Minggu, 31 Juli 2011

Dampak Pernikahan Dini Dalam Keluarga


Dampak Pernikahan Dini Dalam Keluarga
Oleh : Rohwan, S.Ag 

Sekilas Tentang Perkawinan
Menurut undang undang No. 1 Tahun 1974 pasal 1 disebutkan bahwa perkawinan adalah ikatan lahir bathin antara seorang pria dengan seorang wanita sebagai suami istri dengan tujuan membentukkeluarga ( rumah tangga ) yang bahagia dan kekal berdasarkan Ketuhanan Yang Maha Esa.
 Sedangkan beberapa Ulama ahli fiqih mendefinikan nikah adalah akad yang memberikan faedah kebolehan mengadakan hubungan keluarga (suami-istri) antara pria dan wanita , dan mengadakan tolong menolong serta memberi batas hak bagi pemiliknya dan pemenuhan kewajiban masing-masing. ( lihat Bimbingan Perkawinan oleh. Drs. Dedi Junaidi hal 5 , 2002 )

          2. Rukun dan Syarat Perkawinan.
a.   Catin Pria
b.   Catin Wanita
c.    Wali
d.   Dua orang Saksi yang adil
e.   Sighat Ijab dan Qobul
Syarat Nikah menurut Syar’i, adalah :
a.   Catin Pria haruslah Islam,jelas prianya, tidak dipaksa,tidak beristri empat, calon istri bukan mahramnya, tidak mempunyai istri yang haram dimadu dengan calon istrinya, dan tidak sedang dalam ihram haji atau umroh.
b.   Catin Wanita haruslah Islam, jelas wanitanya, telah memberikan ijin kepada walinya untuk menikahkan, tidak bersuami dan dalam masa iddah, bukan mahrom calon suami, belum pernah dili’an oleh calon suami, dan tidak sedang haji dan umroh.
c.    Syarat wali adalah : Islam, baligh, berakal, tidak dipaksa, terang lelakinya, adil ( bukan fasiq), Tidak sedang ihrom haji dan umroh, tidak rusak pikirannya, dan tidak dicabut haknya oleh pemerintah
d.   Syarat Saksi meliputi :Islam, laki-laki, baligh, berakal, adil, mendengar, melihat ( tidak buta) , Tidak bisu, Tidak Pelupa, Mengerti maksud ijab qobul, tidak merangkap wali, bisa menjaga diri. ( Muru’ah)
e.   Sedang  Sighat Ijab –qobul haruslah terbentuk dari kata “Inkah atau “Tazwij” atau terjemahan dari kedua kata tersebut yang dalam bahasa Indonesia berarti menikahkan.

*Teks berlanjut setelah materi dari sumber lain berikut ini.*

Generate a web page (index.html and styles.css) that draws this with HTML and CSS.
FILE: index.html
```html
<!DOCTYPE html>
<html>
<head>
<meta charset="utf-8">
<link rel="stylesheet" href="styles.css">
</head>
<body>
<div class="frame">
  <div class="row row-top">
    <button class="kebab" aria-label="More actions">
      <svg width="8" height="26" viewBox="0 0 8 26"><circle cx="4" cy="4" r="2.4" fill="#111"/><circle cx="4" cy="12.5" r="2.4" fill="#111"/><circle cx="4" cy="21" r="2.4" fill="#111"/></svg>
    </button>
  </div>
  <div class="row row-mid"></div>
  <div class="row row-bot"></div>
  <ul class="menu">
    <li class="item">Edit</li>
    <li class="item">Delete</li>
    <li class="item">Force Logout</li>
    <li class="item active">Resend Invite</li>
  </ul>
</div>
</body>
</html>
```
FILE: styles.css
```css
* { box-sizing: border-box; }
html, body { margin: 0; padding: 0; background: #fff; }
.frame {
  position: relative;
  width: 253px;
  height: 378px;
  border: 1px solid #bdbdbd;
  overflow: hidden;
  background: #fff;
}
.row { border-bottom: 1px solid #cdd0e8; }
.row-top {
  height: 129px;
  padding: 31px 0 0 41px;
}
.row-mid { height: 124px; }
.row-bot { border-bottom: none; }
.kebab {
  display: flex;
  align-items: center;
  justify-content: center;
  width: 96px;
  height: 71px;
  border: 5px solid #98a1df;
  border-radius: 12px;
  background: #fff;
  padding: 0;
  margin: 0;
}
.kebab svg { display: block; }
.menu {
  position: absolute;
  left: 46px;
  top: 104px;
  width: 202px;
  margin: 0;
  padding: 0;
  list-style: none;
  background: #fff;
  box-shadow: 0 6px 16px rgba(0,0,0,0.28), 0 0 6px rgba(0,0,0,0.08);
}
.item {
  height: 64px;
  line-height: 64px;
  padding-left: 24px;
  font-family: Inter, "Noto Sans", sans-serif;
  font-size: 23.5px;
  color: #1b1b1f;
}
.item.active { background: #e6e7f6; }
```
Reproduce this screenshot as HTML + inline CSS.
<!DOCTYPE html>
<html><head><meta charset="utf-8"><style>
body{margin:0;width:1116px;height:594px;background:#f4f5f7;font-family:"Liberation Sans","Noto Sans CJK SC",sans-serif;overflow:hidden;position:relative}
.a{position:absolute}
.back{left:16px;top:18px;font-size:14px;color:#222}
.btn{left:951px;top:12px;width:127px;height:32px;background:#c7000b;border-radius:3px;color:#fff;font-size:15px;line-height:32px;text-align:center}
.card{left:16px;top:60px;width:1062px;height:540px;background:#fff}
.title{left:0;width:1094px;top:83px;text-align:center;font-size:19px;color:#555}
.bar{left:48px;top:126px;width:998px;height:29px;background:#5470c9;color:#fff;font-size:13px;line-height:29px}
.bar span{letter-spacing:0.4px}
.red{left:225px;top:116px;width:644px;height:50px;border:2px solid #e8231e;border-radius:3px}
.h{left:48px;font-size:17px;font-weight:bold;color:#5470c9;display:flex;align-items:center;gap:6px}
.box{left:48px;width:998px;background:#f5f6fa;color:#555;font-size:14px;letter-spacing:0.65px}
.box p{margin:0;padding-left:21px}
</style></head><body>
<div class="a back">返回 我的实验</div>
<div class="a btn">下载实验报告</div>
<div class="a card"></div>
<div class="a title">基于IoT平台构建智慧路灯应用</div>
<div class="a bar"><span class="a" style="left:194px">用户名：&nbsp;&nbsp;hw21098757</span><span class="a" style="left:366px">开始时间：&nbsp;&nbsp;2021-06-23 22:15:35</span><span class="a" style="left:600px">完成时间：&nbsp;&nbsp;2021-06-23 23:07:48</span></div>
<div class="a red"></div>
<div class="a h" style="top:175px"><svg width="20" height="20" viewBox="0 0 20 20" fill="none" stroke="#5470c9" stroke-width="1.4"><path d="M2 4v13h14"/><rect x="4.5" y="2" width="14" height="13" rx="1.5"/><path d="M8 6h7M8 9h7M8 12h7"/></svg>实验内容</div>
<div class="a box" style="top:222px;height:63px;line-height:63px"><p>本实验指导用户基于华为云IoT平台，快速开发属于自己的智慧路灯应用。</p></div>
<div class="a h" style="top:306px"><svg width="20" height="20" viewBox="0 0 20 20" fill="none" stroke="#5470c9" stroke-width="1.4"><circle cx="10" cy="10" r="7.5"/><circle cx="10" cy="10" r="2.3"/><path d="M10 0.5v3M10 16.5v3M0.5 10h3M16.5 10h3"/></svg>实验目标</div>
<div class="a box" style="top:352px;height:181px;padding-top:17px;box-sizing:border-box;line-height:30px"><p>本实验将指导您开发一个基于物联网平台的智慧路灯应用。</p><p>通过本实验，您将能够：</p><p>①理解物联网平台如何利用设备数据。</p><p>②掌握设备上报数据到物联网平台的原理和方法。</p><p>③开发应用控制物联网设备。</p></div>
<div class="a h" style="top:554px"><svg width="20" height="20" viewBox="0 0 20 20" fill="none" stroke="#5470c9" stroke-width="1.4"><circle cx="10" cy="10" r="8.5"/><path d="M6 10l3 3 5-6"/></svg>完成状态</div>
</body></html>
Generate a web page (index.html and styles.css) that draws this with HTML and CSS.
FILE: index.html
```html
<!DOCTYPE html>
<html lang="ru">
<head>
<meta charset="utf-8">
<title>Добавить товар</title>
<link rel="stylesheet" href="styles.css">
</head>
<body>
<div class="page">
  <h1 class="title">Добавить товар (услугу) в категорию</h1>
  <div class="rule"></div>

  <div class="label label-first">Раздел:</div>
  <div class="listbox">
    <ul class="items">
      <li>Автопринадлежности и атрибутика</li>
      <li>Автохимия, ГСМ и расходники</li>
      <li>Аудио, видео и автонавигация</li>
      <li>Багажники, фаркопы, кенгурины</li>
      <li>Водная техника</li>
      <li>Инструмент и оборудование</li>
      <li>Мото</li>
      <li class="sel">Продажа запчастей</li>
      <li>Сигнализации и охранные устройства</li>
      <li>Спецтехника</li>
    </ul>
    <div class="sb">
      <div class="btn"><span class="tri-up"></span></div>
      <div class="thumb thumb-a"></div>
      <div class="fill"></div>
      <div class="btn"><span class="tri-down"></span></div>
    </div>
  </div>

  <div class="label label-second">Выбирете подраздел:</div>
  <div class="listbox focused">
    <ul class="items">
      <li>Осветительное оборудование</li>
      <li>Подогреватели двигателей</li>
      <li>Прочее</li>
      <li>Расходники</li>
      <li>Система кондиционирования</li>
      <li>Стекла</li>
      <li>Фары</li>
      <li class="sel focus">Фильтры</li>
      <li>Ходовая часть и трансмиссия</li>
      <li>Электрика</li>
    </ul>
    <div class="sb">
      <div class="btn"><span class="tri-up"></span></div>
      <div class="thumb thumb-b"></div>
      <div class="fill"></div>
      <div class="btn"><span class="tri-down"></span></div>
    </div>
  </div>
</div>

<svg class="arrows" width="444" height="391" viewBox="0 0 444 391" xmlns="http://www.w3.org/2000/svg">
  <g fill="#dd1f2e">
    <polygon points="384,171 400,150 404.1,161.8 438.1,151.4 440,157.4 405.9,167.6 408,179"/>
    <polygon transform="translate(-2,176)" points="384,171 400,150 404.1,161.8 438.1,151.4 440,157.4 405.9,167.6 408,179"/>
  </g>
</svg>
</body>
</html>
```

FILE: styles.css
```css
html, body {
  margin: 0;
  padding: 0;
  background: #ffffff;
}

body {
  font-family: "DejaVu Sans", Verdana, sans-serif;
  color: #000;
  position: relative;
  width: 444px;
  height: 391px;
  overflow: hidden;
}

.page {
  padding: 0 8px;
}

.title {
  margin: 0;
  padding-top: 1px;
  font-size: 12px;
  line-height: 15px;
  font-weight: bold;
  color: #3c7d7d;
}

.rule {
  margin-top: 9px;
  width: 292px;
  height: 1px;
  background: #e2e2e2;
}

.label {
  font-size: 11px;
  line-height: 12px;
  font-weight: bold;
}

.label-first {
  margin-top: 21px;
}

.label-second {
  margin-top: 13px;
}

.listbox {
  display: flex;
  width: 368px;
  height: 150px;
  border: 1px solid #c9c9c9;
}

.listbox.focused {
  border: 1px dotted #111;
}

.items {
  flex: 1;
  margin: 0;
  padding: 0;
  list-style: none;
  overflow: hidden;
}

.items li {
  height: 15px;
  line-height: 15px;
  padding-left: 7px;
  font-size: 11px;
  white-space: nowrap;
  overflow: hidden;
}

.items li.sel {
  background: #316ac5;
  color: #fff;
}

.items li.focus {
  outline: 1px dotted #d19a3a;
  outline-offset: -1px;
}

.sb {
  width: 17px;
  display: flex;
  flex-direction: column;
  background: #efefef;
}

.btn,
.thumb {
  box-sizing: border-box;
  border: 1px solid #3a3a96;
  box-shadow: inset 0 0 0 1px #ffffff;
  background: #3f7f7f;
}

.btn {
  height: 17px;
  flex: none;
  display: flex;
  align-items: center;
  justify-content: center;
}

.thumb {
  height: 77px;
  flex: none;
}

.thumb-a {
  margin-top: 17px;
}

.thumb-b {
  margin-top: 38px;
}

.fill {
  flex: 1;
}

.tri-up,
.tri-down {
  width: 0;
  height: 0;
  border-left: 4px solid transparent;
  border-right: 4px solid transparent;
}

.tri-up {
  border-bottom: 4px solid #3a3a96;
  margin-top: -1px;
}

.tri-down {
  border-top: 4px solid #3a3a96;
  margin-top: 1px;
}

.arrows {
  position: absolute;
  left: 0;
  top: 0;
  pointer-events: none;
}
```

Syarat Nikah Menurut Pasal 6 Undang-undang No. 1 tahun 1974 sebagai berikut :
a.           Perkawinan harus didasarkan atas persetujuan kedua calon mempelai.
b.           Untuk melangsungkan perkawinan seseorang yang mencapai umur 21 tahun        harus mendapat izin dari kedua orang tua.
c.            Dalam hal salah seorang dari kedua orang tuanya meninggal dunia , maka izin diperolah dari orang tua yang masih hidup.
d.           Dalam hal kedua orang tuanya telah meninggal dunia atau dalam keaadaan tidak mampu menyatakan kehendaknya izin diperoleh dari wali, orang yang memelihara atau keluarga yang mempunyai hubungan darah dalam garis keturunan lurus keatas.
e.           Apabila terjadi perbedaan pendapat antara orang-orang diatas maka dimintakan pendapat ke Pengadilan agama setempat.
Kemudian dalam pasal 7 dijelaskan :
a.   Perkawinan hanya diizinkan jika pihak pria sudah mencapai umur 19 tahun dan pihak wanita umur 16 tahun.
b.   Dalam hal penyimpangan pada ayat (1) pasal ini dapat meminta dispensasi dari pengadilan agama setempat.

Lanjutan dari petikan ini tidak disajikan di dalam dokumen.